## [AIM OF THE TASK]
Scan the material that follows. Copy every line containing the word "components".

####

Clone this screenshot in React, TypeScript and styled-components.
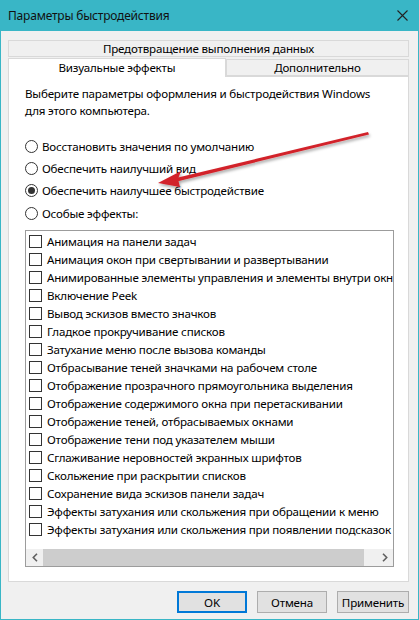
import styled, { createGlobalStyle } from 'styled-components'

const GlobalStyle = createGlobalStyle`
  html, body {
    margin: 0;
    padding: 0;
    background: #ffffff;
  }
  body {
    font-family: "Noto Sans", "Open Sans", "DejaVu Sans", sans-serif;
    font-size: 11.6px;
    letter-spacing: -0.2px;
    color: #000;
  }
`

const Window = styled.div`
  position: relative;
  width: 419px;
  height: 620px;
  box-sizing: border-box;
  border: 1px solid #39b6c6;
  border-top: none;
  background: #f0f0f0;
  display: flex;
  flex-direction: column;
  overflow: hidden;
`

const TitleBar = styled.div`
  height: 31px;
  flex-shrink: 0;
  background: #39b6c6;
  display: flex;
  align-items: center;
  justify-content: space-between;
  padding: 0 10px 0 7px;
  font-size: 12px;
  color: #111;
`

const Body = styled.div`
  flex: 1;
  display: flex;
  flex-direction: column;
  padding: 9px 9px 0 7px;
`

const TabRow = styled.div<{ $h: number }>`
  display: flex;
  align-items: flex-end;
  height: ${p => p.$h}px;
`

const Tab = styled.div<{ $active?: boolean; $grow?: number }>`
  flex: ${p => p.$grow ?? 1};
  box-sizing: border-box;
  height: ${p => (p.$active ? 19 : 17)}px;
  display: flex;
  align-items: center;
  justify-content: center;
  background: ${p => (p.$active ? '#ffffff' : '#f0f0f0')};
  border: 1px solid #d9d9d9;
  border-bottom: ${p => (p.$active ? 'none' : '1px solid #d9d9d9')};
  margin-bottom: ${p => (p.$active ? -1 : 0)}px;
  position: relative;
  z-index: ${p => (p.$active ? 1 : 0)};
  line-height: 1;
`

const Panel = styled.div`
  box-sizing: border-box;
  height: 506px;
  background: #ffffff;
  border: 1px solid #d9d9d9;
  padding: 8px 14px 0 16px;
  display: flex;
  flex-direction: column;
`

const Intro = styled.p`
  margin: 0;
  line-height: 17px;
`

const RadioGroup = styled.div`
  display: flex;
  flex-direction: column;
  margin-top: 16px;
`

const RadioRow = styled.label`
  display: flex;
  align-items: center;
  height: 22.3px;
  gap: 4px;
`

const RadioCircle = styled.span<{ $checked?: boolean }>`
  width: 13px;
  height: 13px;
  box-sizing: border-box;
  border: 1px solid #333;
  border-radius: 50%;
  display: flex;
  align-items: center;
  justify-content: center;
  background: #fff;
  &::after {
    content: '';
    display: ${p => (p.$checked ? 'block' : 'none')};
    width: 7px;
    height: 7px;
    border-radius: 50%;
    background: #333;
  }
`

const ListBox = styled.div`
  margin-top: 6px;
  height: 337px;
  box-sizing: border-box;
  border: 1px solid #9c9c9c;
  display: flex;
  flex-direction: column;
  overflow: hidden;
`

const ListItems = styled.div`
  flex: 1;
  padding-top: 1px;
  overflow: hidden;
`

const CheckRow = styled.div`
  display: flex;
  align-items: center;
  height: 18px;
  padding-left: 3px;
  gap: 5px;
  white-space: nowrap;
`

const CheckBox = styled.span`
  flex-shrink: 0;
  width: 13px;
  height: 13px;
  box-sizing: border-box;
  border: 1px solid #333;
  background: #fff;
`

const HScroll = styled.div`
  height: 17px;
  flex-shrink: 0;
  display: flex;
  background: #f0f0f0;
`

const ScrollArrow = styled.div`
  width: 17px;
  display: flex;
  align-items: center;
  justify-content: center;
`

const ScrollTrack = styled.div`
  flex: 1;
  display: flex;
  padding-right: 12px;
`

const ScrollThumb = styled.div`
  flex: 1;
  background: #cdcdcd;
`

const Footer = styled.div`
  display: flex;
  justify-content: flex-end;
  gap: 10px;
  padding: 9px 0 0;
`

const Button = styled.button<{ $default?: boolean; $w: number }>`
  width: ${p => p.$w}px;
  height: 22px;
  box-sizing: border-box;
  background: #e1e1e1;
  border: 1px solid ${p => (p.$default ? '#0078d7' : '#adadad')};
  box-shadow: ${p => (p.$default ? 'inset 0 0 0 1px #0078d7' : 'none')};
  font-family: inherit;
  font-size: 11.6px;
  letter-spacing: -0.2px;
  color: #000;
  padding: 0;
`

const ArrowLayer = styled.svg`
  position: absolute;
  left: 0;
  top: 0;
  pointer-events: none;
`

const effects = [
  'Анимация на панели задач',
  'Анимация окон при свертывании и развертывании',
  'Анимированные элементы управления и элементы внутри окна',
  'Включение Peek',
  'Вывод эскизов вместо значков',
  'Гладкое прокручивание списков',
  'Затухание меню после вызова команды',
  'Отбрасывание теней значками на рабочем столе',
  'Отображение прозрачного прямоугольника выделения',
  'Отображение содержимого окна при перетаскивании',
  'Отображение теней, отбрасываемых окнами',
  'Отображение тени под указателем мыши',
  'Сглаживание неровностей экранных шрифтов',
  'Скольжение при раскрытии списков',
  'Сохранение вида эскизов панели задач',
  'Эффекты затухания или скольжения при обращении к меню',
  'Эффекты затухания или скольжения при появлении подсказок',
]

const options = [
  { label: 'Восстановить значения по умолчанию', checked: false },
  { label: 'Обеспечить наилучший вид', checked: false },
  { label: 'Обеспечить наилучшее быстродействие', checked: true },
  { label: 'Особые эффекты:', checked: false },
]

const App = (): JSX.Element => {
  return (
    <>
      <GlobalStyle />
      <Window>
        <TitleBar>
          <span>Параметры быстродействия</span>
          <svg width='11' height='11' viewBox='0 0 11 11'>
            <path d='M0.5 0.5 L10.5 10.5 M10.5 0.5 L0.5 10.5' stroke='#222' strokeWidth='1.1' />
          </svg>
        </TitleBar>
        <Body>
          <TabRow $h={17}>
            <Tab>Предотвращение выполнения данных</Tab>
          </TabRow>
          <TabRow $h={19}>
            <Tab $active $grow={218}>Визуальные эффекты</Tab>
            <Tab $grow={183}>Дополнительно</Tab>
          </TabRow>
          <Panel>
            <Intro>
              Выберите параметры оформления и быстродействия Windows<br />
              для этого компьютера.
            </Intro>
            <RadioGroup>
              {options.map(o => (
                <RadioRow key={o.label}>
                  <RadioCircle $checked={o.checked} />
                  {o.label}
                </RadioRow>
              ))}
            </RadioGroup>
            <ListBox>
              <ListItems>
                {effects.map(e => (
                  <CheckRow key={e}>
                    <CheckBox />
                    {e}
                  </CheckRow>
                ))}
              </ListItems>
              <HScroll>
                <ScrollArrow>
                  <svg width='6' height='9' viewBox='0 0 6 9'>
                    <path d='M5 0.8 L1.3 4.5 L5 8.2' fill='none' stroke='#606060' strokeWidth='1.6' />
                  </svg>
                </ScrollArrow>
                <ScrollTrack><ScrollThumb /></ScrollTrack>
                <ScrollArrow>
                  <svg width='6' height='9' viewBox='0 0 6 9'>
                    <path d='M1 0.8 L4.7 4.5 L1 8.2' fill='none' stroke='#606060' strokeWidth='1.6' />
                  </svg>
                </ScrollArrow>
              </HScroll>
            </ListBox>
          </Panel>
          <Footer>
            <Button $default $w={70}>OK</Button>
            <Button $w={70}>Отмена</Button>
            <Button $w={72}>Применить</Button>
          </Footer>
        </Body>
        <ArrowLayer width='419' height='620' viewBox='0 0 419 620'>
          <defs>
            <filter id='shadow' x='-10%' y='-50%' width='120%' height='200%'>
              <feDropShadow dx='1' dy='2' stdDeviation='1.5' floodColor='#000' floodOpacity='0.35' />
            </filter>
          </defs>
          <g filter='url(#shadow)' fill='#d2232a'>
            <polygon points='367,132 368,134.5 176,181.5 175,178' />
            <polygon points='157,183 180,171 177,179 179,187' />
          </g>
        </ArrowLayer>
      </Window>
    </>
  )
}

export default App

####

## [IN RESPONSE]
Clone this screenshot in React, TypeScript and styled-components.
import styled, { createGlobalStyle } from 'styled-components'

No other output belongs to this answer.